To make ends meet during his years in school, he would ask bars and clubs if they needed anything decorative made or sewn: pillows, drapes, and the like. So much so that when he graduated he was given a commission to design Nylon, a client’s new nightclub in London’s financial district. The resulting over-the-top interior had Murano chandeliers, fish tank columns, and all sorts of “1970s party palace” elements. “It was like an intensive training course in interior design” that took nine months and that he undertook with a friend, all while dreaming of his future as a fashion designer with his own brand. Unfortunately for his fashion aspirations, the club was a huge success, and more interiors commissions followed.
In 2003 he started MakiLee, his own interiors firm, with college friend Maki Aoki. In 2006, he started Lee Broom on his own. “I was so sick of interiors,” he says. “I wanted something where I didn’t have to think about durability or regulations...something more art-piece driven.”
"I'm not afraid of commerciality, but I'm afraid of mediocrity."
Broom did both interiors and products in the early years of his own brand, including wood cafe chairs with neon lights attached, and tables and lamps covered in traditional ceramics. In 2012 he did his first Milan Design Week and exhibited what would become a watershed design for him: his Crystal Bulb. The fixture that looked just like an incandescent bulb, but was made using cut crystal, was an instant hit—it celebrated craft before it became an accepted buzzword—even though he was swimming against the design current of the time. “You weren’t allowed to deviate from your parking space,” he says, describing his early days as an interiors-world outsider. “I didn’t really care, and I still don’t care about that.”

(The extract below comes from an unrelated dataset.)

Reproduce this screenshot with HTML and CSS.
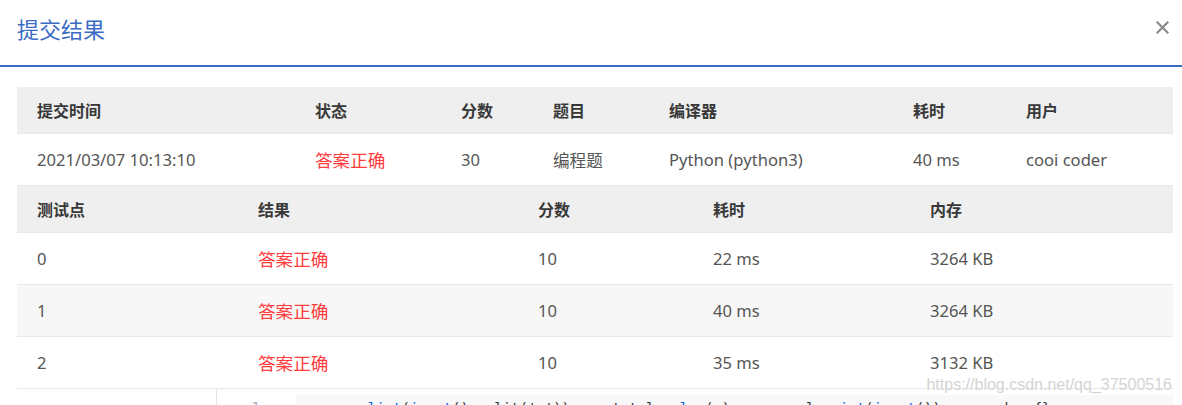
FILE: index.html
```html
<!DOCTYPE html>
<html lang="zh">
<head>
<meta charset="utf-8">
<title>提交结果</title>
<link rel="stylesheet" href="styles.css">
</head>
<body>
<div class="dialog">
  <div class="dialog-header">
    <h2 class="dialog-title">提交结果</h2>
    <span class="close" aria-label="关闭">
      <svg width="13" height="13" viewBox="0 0 13 13"><path d="M1.5 1.5 L11.5 11.5 M11.5 1.5 L1.5 11.5" stroke="#8a8a8a" stroke-width="2.2" stroke-linecap="square" fill="none"/></svg>
    </span>
  </div>
  <div class="dialog-body">
    <div class="table summary">
      <div class="row head">
        <div class="cell">提交时间</div>
        <div class="cell">状态</div>
        <div class="cell">分数</div>
        <div class="cell">题目</div>
        <div class="cell">编译器</div>
        <div class="cell">耗时</div>
        <div class="cell">用户</div>
      </div>
      <div class="row">
        <div class="cell">2021/03/07 10:13:10</div>
        <div class="cell ok">答案正确</div>
        <div class="cell">30</div>
        <div class="cell">编程题</div>
        <div class="cell">Python (python3)</div>
        <div class="cell">40 ms</div>
        <div class="cell">cooi coder</div>
      </div>
    </div>
    <div class="table cases">
      <div class="row head">
        <div class="cell">测试点</div>
        <div class="cell">结果</div>
        <div class="cell">分数</div>
        <div class="cell">耗时</div>
        <div class="cell">内存</div>
      </div>
      <div class="row">
        <div class="cell">0</div>
        <div class="cell ok">答案正确</div>
        <div class="cell">10</div>
        <div class="cell">22 ms</div>
        <div class="cell">3264 KB</div>
      </div>
      <div class="row stripe">
        <div class="cell">1</div>
        <div class="cell ok">答案正确</div>
        <div class="cell">10</div>
        <div class="cell">40 ms</div>
        <div class="cell">3264 KB</div>
      </div>
      <div class="row">
        <div class="cell">2</div>
        <div class="cell ok">答案正确</div>
        <div class="cell">10</div>
        <div class="cell">35 ms</div>
        <div class="cell">3132 KB</div>
      </div>
    </div>
    <div class="code-row">
      <div class="code-spacer"></div>
      <div class="code-box">
        <div class="gutter">1</div>
        <pre class="code">s = <span class="fn">list</span>(<span class="fn">input</span>().split(<span class="str">','</span>))     total = <span class="fn">len</span>(s)         l = <span class="fn">int</span>(<span class="fn">input</span>())       d = {}</pre>
      </div>
    </div>
  </div>
  <div class="watermark">https://blog.csdn.net/qq_37500516</div>
</div>
</body>
</html>
```

FILE: styles.css
```css
html, body {
  margin: 0;
  padding: 0;
  background: #fff;
  overflow: hidden;
}
body {
  font-family: "Segoe UI", "Noto Sans", "Noto Sans CJK SC", sans-serif;
  color: #555;
  width: 1182px;
  height: 405px;
}
.dialog {
  position: relative;
  height: 405px;
  overflow: hidden;
}
.dialog-header {
  height: 65px;
  border-bottom: 2px solid #3b6cc5;
  display: flex;
  align-items: center;
  justify-content: space-between;
  padding: 0 12px 0 17px;
  box-sizing: content-box;
}
.dialog-title {
  margin: 0;
  font-family: "Noto Sans CJK SC", sans-serif;
  font-weight: 400;
  font-size: 22px;
  color: #3b6cc5;
  line-height: 1;
  margin-top: -9px;
}
.close {
  display: flex;
  margin-top: -11px;
  margin-right: 1px;
}
.dialog-body {
  padding: 20px 9px 0 17px;
}
.table .row {
  display: grid;
  border-bottom: 1px solid #e8e8e8;
  align-items: center;
  height: 51px;
  font-size: 16.6px;
}
.table .row.head {
  background: #efefef;
  height: 46px;
  font-weight: 700;
  color: #383838;
}
.table .row.stripe {
  background: #f7f7f7;
}
.summary .row {
  grid-template-columns: 278px 146px 92px 116px 244px 113px 1fr;
}
.cases .row {
  grid-template-columns: 221px 280px 175px 217px 1fr;
}
.cell {
  padding-left: 20px;
  white-space: nowrap;
}
.head .cell {
  font-size: 16px;
}
.cell.ok {
  color: #ff3b3b;
  font-size: 17.6px;
}
.code-row {
  display: flex;
  height: 30px;
}
.code-spacer {
  width: 199px;
}
.code-box {
  flex: 1;
  display: flex;
  border-left: 1px solid #e3e3e3;
}
.gutter {
  width: 79px;
  padding-top: 10px;
  padding-right: 36px;
  box-sizing: border-box;
  text-align: right;
  font-family: "DejaVu Sans Mono", monospace;
  font-size: 14px;
  color: #aaa;
}
.code {
  flex: 1;
  margin: 6px 0 0 0;
  background: #f6f8fa;
  padding: 5px 0 0 38px;
  font-family: "DejaVu Sans Mono", monospace;
  font-size: 14px;
  color: #333;
}
.code .fn { color: #0b64d6; }
.code .str { color: #333; }
.watermark {
  position: absolute;
  right: 10px;
  top: 376px;
  font-family: "Liberation Sans", Arial, sans-serif;
  font-size: 16px;
  color: #d4d4d4;
  text-shadow: 0 0 1px #fff;
}
```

Today, he splits his time between his headquarters in London and his ultra-posh home in Manhattan that doubles as a showroom. His team of 30, mostly in London’s Shoreditch, includes his husband Charles Rudgard, an ever-present companion and former management consultant who handles logistics and the like. “He’s created a really sustainable business and brand,” Broom says. “If I had done it without him, it would have been a struggle.”
As chronicled in the book, the past decade since his Milan debut has been one showstopper after another, where his presentations and his designs have gelled together much like a fashion designer’s would. In 2017, he created a gleaming white, rotating carousel in a dark, industrial space and filled it with various lighting and furniture. In 2020, he created a spot-lit, video orchestral performance to flaunt his popular Maestro chair filmed in what appears to be a dark, infinite void. When it comes to his products, especially lighting, he seems to have hit his stride using his ability to inspire with universal, minimalistic creations that have wide, commercially viable appeal. His popular Fulcrum light, for example, is a simple shape that combines spheres and cylinders, but has been translated in various ways and in various materials, from candlesticks to chandeliers.
In a sense, Broom has infused his design work with a similar mindset to some of the great garmentos of the modern era, but has somehow accomplished what many have not: a sustainable business. “I’ve always wanted to live out my creative dreams, but make a good living at it,” he says. “I’m not afraid of commerciality, but I am afraid of mediocrity.”